I’ve been very depressed recently, I haven’t gone out the house since Tuesday (also as I’ve been ill with the flu).
I have clinical depression and my boyfriend has always been very supportive as I met him in treatment and understand eachother in that way. We have been together for a long time and I thought our love for eachother was indisputable, he’s 26 and he told me I was the one - and after an accident and a negative pregnancy test he was disappointed and we decided we wanted to have a child in a year or two. All his words ever were was ‘you’re the one, I love you to the core’.

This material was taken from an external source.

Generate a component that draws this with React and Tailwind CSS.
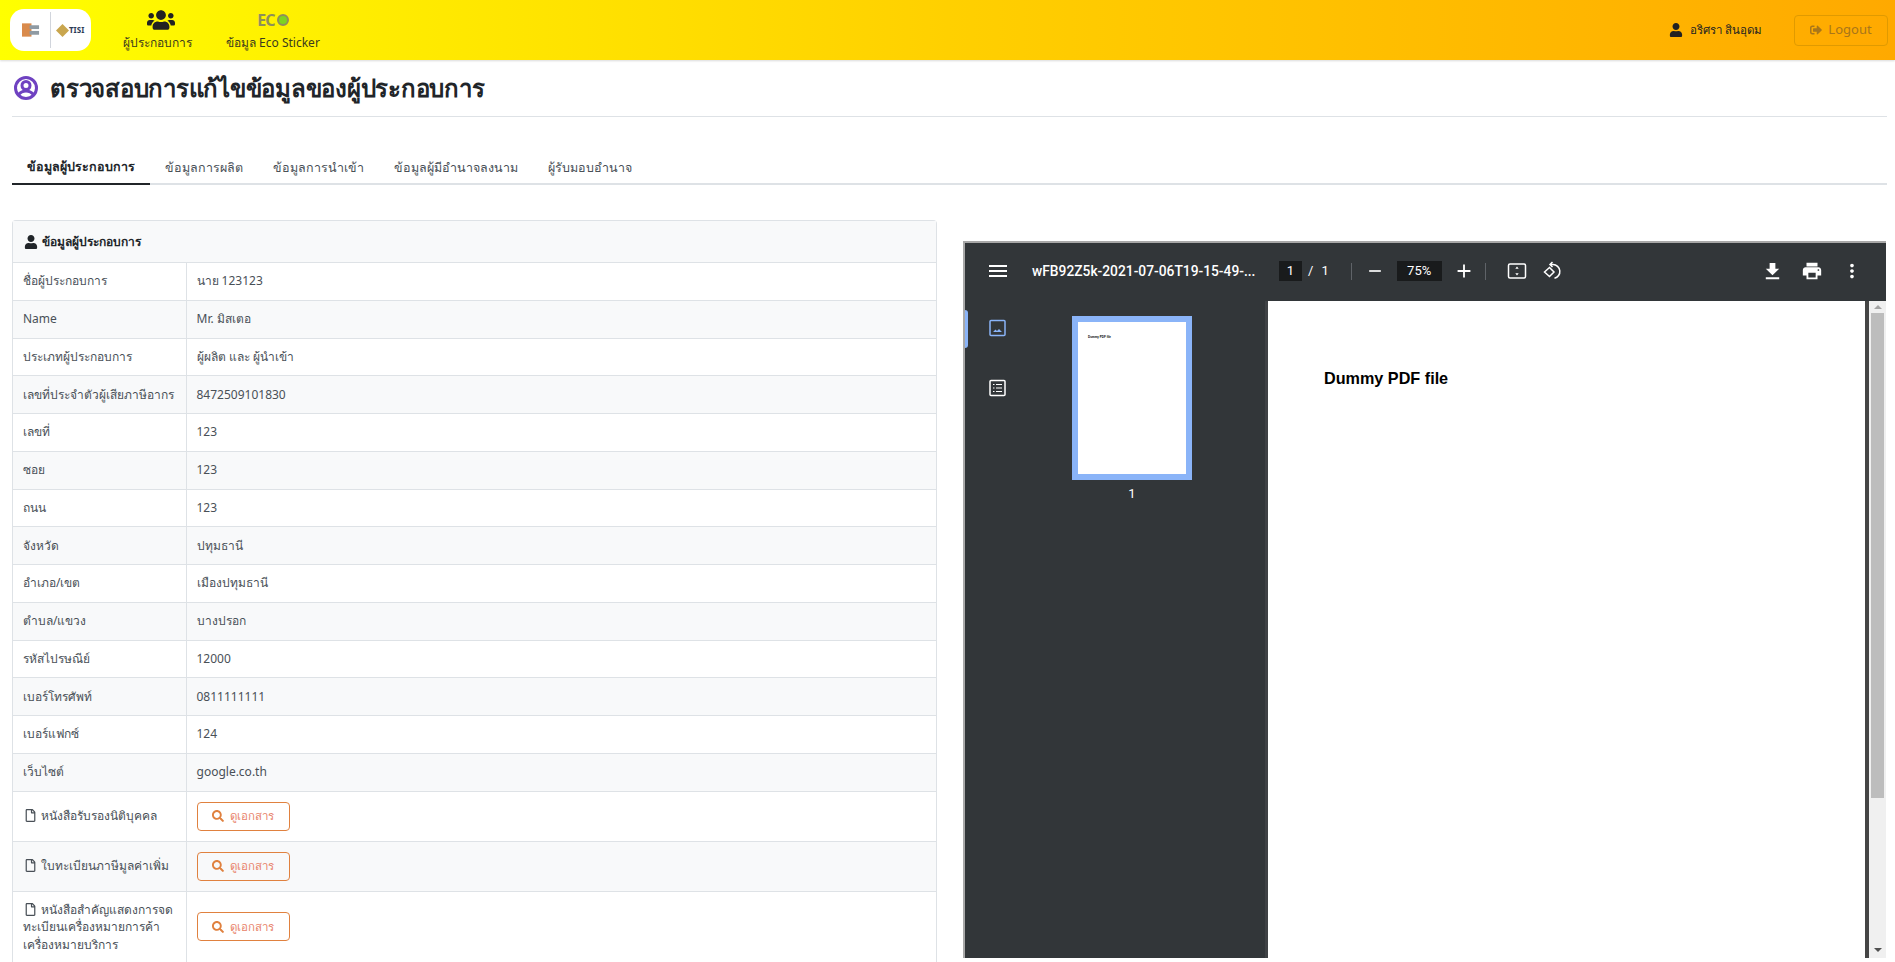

Yesterday I woke up next to him and he said ‘I want a week apart, no talking - I love you and want to be with you but I need some time to myself’ we live together but technically its his flat so I had to go, I was confused and upset and annoyed it was such short notice and had to find somewhere to go. I was perhaps not as gracious in going as I could have been and he just went ‘I don’t think we should be together, I love you so much but I don’t think we should be together’ We’ve argued obviously in the past but our love is so strong, he has never said anything like that before. But as soon as he said it he said he didn’t mean it and that he just needed this week apart. Even though he only threatened it for a second, he has never done it before.
I agreed as there wasn’t a lot else I could do. But was very confused and I feel very vunerable. We then made love as he wanted to show me how much ‘he’s in love with me and is willing to make the relationship work’. I’m now at my aunts so confused, paranoid that he’ll decide he doesn’t want to be with me anymore. I feel so much pain, I’ve supported him so much - he’s an alcholic with an anxiety disorder and depression and I accepted and loved all of him, I want him to have my children someday, he says not to worry and at the end of the week he’ll have missed me like hell and he just wants tosee the woods from the trees.
He text me last night saying how special I am to him, and that it’s me and him and we make sense, we just need to work a it, but he’s dedicated to trying. I would usually feel secure with that, but he threatened leaving me, even if it was for a second. I’m so paranoid by the end of the week he’ll have decided he doesn’t want to be with me anymore - even though he says there’s no way it’s going to happen. But I feel sick with pain lonliness and fear.